═══ DATA SHOWN ═══
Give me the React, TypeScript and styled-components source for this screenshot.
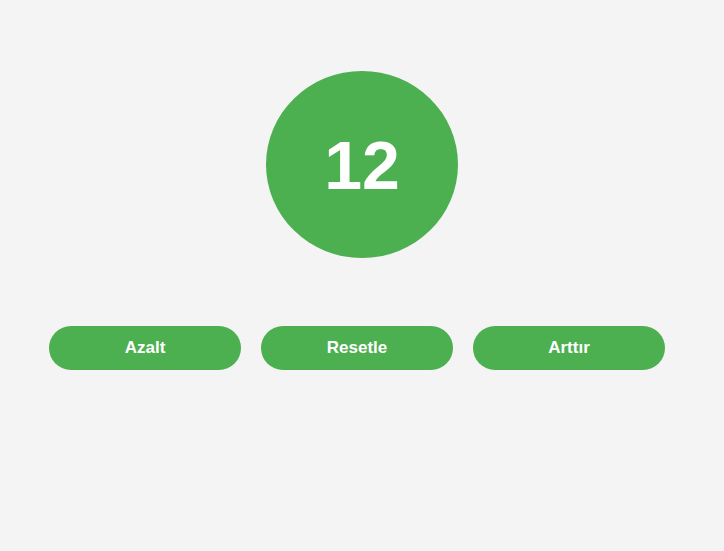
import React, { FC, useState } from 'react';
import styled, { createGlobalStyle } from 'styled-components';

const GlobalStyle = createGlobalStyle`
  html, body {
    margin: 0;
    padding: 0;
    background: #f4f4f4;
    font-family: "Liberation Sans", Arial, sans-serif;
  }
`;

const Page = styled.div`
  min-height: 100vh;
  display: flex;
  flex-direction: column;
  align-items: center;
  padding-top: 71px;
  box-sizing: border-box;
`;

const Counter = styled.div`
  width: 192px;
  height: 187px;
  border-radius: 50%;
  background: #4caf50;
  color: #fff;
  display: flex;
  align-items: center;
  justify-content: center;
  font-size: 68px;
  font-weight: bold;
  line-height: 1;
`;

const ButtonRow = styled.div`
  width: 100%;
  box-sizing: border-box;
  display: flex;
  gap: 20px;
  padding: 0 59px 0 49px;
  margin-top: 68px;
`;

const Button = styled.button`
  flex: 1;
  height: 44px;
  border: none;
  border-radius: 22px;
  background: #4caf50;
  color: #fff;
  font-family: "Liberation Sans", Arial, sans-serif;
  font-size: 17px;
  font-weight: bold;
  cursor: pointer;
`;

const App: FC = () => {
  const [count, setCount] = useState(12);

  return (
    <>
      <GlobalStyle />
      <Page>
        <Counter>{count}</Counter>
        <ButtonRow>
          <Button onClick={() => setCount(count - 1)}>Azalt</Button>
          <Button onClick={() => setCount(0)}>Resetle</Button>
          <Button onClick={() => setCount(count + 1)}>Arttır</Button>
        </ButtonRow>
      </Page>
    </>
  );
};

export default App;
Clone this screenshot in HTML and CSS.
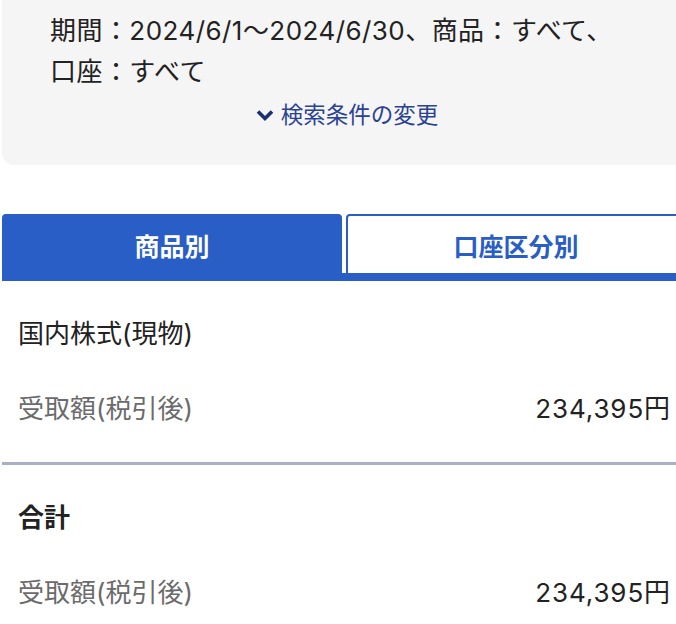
═══
Transcribe the whole listing exactly. Pictures stay out of your copy.

Give me the React, TypeScript and styled-components source for this screenshot.
import React, { FC, useState } from 'react';
import styled, { createGlobalStyle } from 'styled-components';

const GlobalStyle = createGlobalStyle`
  html, body {
    margin: 0;
    padding: 0;
    background: #f4f4f4;
    font-family: "Liberation Sans", Arial, sans-serif;
  }
`;

const Page = styled.div`
  min-height: 100vh;
  display: flex;
  flex-direction: column;
  align-items: center;
  padding-top: 71px;
  box-sizing: border-box;
`;

const Counter = styled.div`
  width: 192px;
  height: 187px;
  border-radius: 50%;
  background: #4caf50;
  color: #fff;
  display: flex;
  align-items: center;
  justify-content: center;
  font-size: 68px;
  font-weight: bold;
  line-height: 1;
`;

const ButtonRow = styled.div`
  width: 100%;
  box-sizing: border-box;
  display: flex;
  gap: 20px;
  padding: 0 59px 0 49px;
  margin-top: 68px;
`;

const Button = styled.button`
  flex: 1;
  height: 44px;
  border: none;
  border-radius: 22px;
  background: #4caf50;
  color: #fff;
  font-family: "Liberation Sans", Arial, sans-serif;
  font-size: 17px;
  font-weight: bold;
  cursor: pointer;
`;

const App: FC = () => {
  const [count, setCount] = useState(12);

  return (
    <>
      <GlobalStyle />
      <Page>
        <Counter>{count}</Counter>
        <ButtonRow>
          <Button onClick={() => setCount(count - 1)}>Azalt</Button>
          <Button onClick={() => setCount(0)}>Resetle</Button>
          <Button onClick={() => setCount(count + 1)}>Arttır</Button>
        </ButtonRow>
      </Page>
    </>
  );
};

export default App;
Clone this screenshot in HTML and CSS.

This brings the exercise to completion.